The streets of Salt Lake City were quiet the following day. It was like a hangover after a bad night of drinking, and only a few of the sober were out and about the business of life and clean up.

On 300 East, an unmarked police car sat abandoned. A rock, a little larger than a fist, still remained in the back windowsill with shattered glass all about. The passenger-side window had several glass spiderwebs emanating from blows. There was another glass spiderweb on the front windshield and shattered glass lying on the front of the car.

At the Public Safety Building, officers spoke quietly to one another. They barely looked worse for the wear, grateful for the peaceful morning.

Remnants of the former day’s activities were apparent on the building’s double-paned, glass facade. The requisite, “F*** the Police” was scrawled about along with images of the middle finger. More poignant graffiti shouted, “We can’t breathe,” and “No justice. No Peace!!!” “STOP KILLING” in pink capital letters seemed to be an urgent, feminine plea.

On 200 East between 400 and 500 South, a worker was busy scrubbing the sidewalk of “Kill your MASTER.” “The only good cop is a dead cop” scrawled not too far away, had disturbing echoes of the saying attributed to Philip Sheridan: “The only good Indian is a dead Indian.” Across the street in Washington Square, Allan Houser’s statue, "May We Have Peace" (a Native American holding a peace pipe) stood serenely after standing over the night’s events.

A small presence of law enforcement from SWAT, the Unified Police Department and a sheriff stayed mainly on the corner of 200 East and 400 South. On 400 South, bits of broken glass, melted into the asphalt, remained from the day before where a car had been overturned and burned. Broken, sticky eggs were on the sidewalk.

On 200 East, some businesses had broken windows and graffiti. Most poignant and disturbing was the Salt Lake City Courts Building. A crew of workers was repairing broken glass and trying to remove graffiti.
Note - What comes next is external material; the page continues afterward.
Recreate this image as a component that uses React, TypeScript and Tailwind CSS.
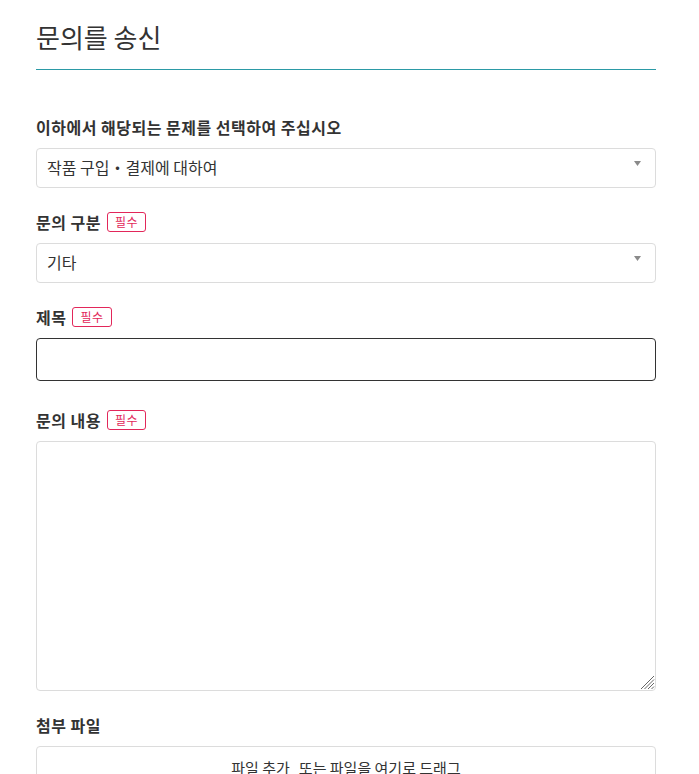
import React from 'react';

const font = { fontFamily: '"Noto Sans CJK KR", "Noto Sans", sans-serif' };

function Required() {
  return (
    <span className="ml-[6px] inline-flex h-[20px] items-center rounded-[3px] border border-[#e2275a] px-[7px] text-[12px] font-normal leading-none tracking-[0.5px] text-[#e2275a]">
      필수
    </span>
  );
}

function Label({ children, required }: { children: React.ReactNode; required?: boolean }) {
  return (
    <div className="flex h-[22px] items-center text-[16px] font-bold leading-[22px] tracking-[0.5px] text-[#333]">
      <span>{children}</span>
      {required && <Required />}
    </div>
  );
}

function FakeSelect({ value }: { value: string }) {
  return (
    <div className="mt-[10px] flex h-[40px] items-center justify-between rounded-[4px] border border-[#dcdcdc] bg-white pb-[3px] pl-[10px] pr-[14px] text-[16px] text-[#333]">
      <span>{value}</span>
      <svg width="7" height="5" viewBox="0 0 7 5" className="-mt-[6px]">
        <path d="M0 0h7L3.5 5z" fill="#8a8a8a" />
      </svg>
    </div>
  );
}

export default function App() {
  return (
    <div className="min-h-[774px] bg-white" style={font}>
      <div className="mx-[36px] w-[620px]">
        <h1 className="border-b border-[#2b9aa6] pb-[14px] pt-[19px] text-[26px] font-normal leading-[36px] text-[#333]">
          문의를 송신
        </h1>

        <div className="mt-[46px]">
          <Label>이하에서 해당되는 문제를 선택하여 주십시오</Label>
          <FakeSelect value="작품 구입・결제에 대하여" />
        </div>

        <div className="mt-[23px]">
          <Label required>문의 구분</Label>
          <FakeSelect value="기타" />
        </div>

        <div className="mt-[23px]">
          <Label required>제목</Label>
          <input
            type="text"
            className="mt-[10px] block h-[43px] w-full rounded-[4px] border border-[#333] px-[10px] text-[15px] outline-none"
          />
        </div>

        <div className="mt-[28px]">
          <Label required>문의 내용</Label>
          <div className="relative mt-[10px]">
            <textarea className="block h-[250px] w-full resize-none rounded-[4px] border border-[#dcdcdc] p-[10px] text-[15px] outline-none" />
            <svg
              width="15"
              height="15"
              viewBox="0 0 15 15"
              className="pointer-events-none absolute bottom-[1px] right-[1px]"
            >
              <path d="M14 1L1 14M14 4.5L4.5 14M14 8L8 14M14 11.5L11.5 14" stroke="#666" strokeWidth="1" />
            </svg>
          </div>
        </div>

        <div className="mt-[23px]">
          <Label>첨부 파일</Label>
          <div className="mt-[10px] flex h-[60px] items-start justify-center rounded-[4px] border border-[#dcdcdc] pt-[10px] text-[15px] text-[#333]">
            <span>파일 추가</span>
            <span className="ml-[9px]">또는 파일을 여기로 드래그</span>
          </div>
        </div>
      </div>
    </div>
  );
}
A worker stood breaking a window, bringing it down to shards because the damage was irreparable. The sound of glass breaking cut into the morning, jagged as the pieces of shards left behind.

“I’ve never seen anything like this,” a middle-aged worker said as he put out his cigarette.

There were many workers at the Capitol cleaning in the mid-morning sun. They worked earnestly and ranged in age from 10 to 60 years old. A message on the sidewalk leading to the steep Capitol steps read: “You can’t burn down the master’s house w/the master’s tools.” 

A group of Utah Highway Patrol troopers stood at the top of the Capitol stairs like sentinels. Slowly, they began to come down and disperse. 

Captain Jason Ricks had been at the Capitol on May 30 from 10 a.m. to 2 a.m. and returned on May 31.

“Most protestors behaved in a civil manner, keeping within the law,” Ricks said.

When discussing his motivation to be there during the protest he said, “This was the people’s house. We needed to protect it.”

The First Amendment to the Constitution protects “the right of the people peaceably to assemble, and to petition the government for a redress of grievances.”       

Peaceable and non-peaceable, May 30, 2020 made history in Salt Lake City.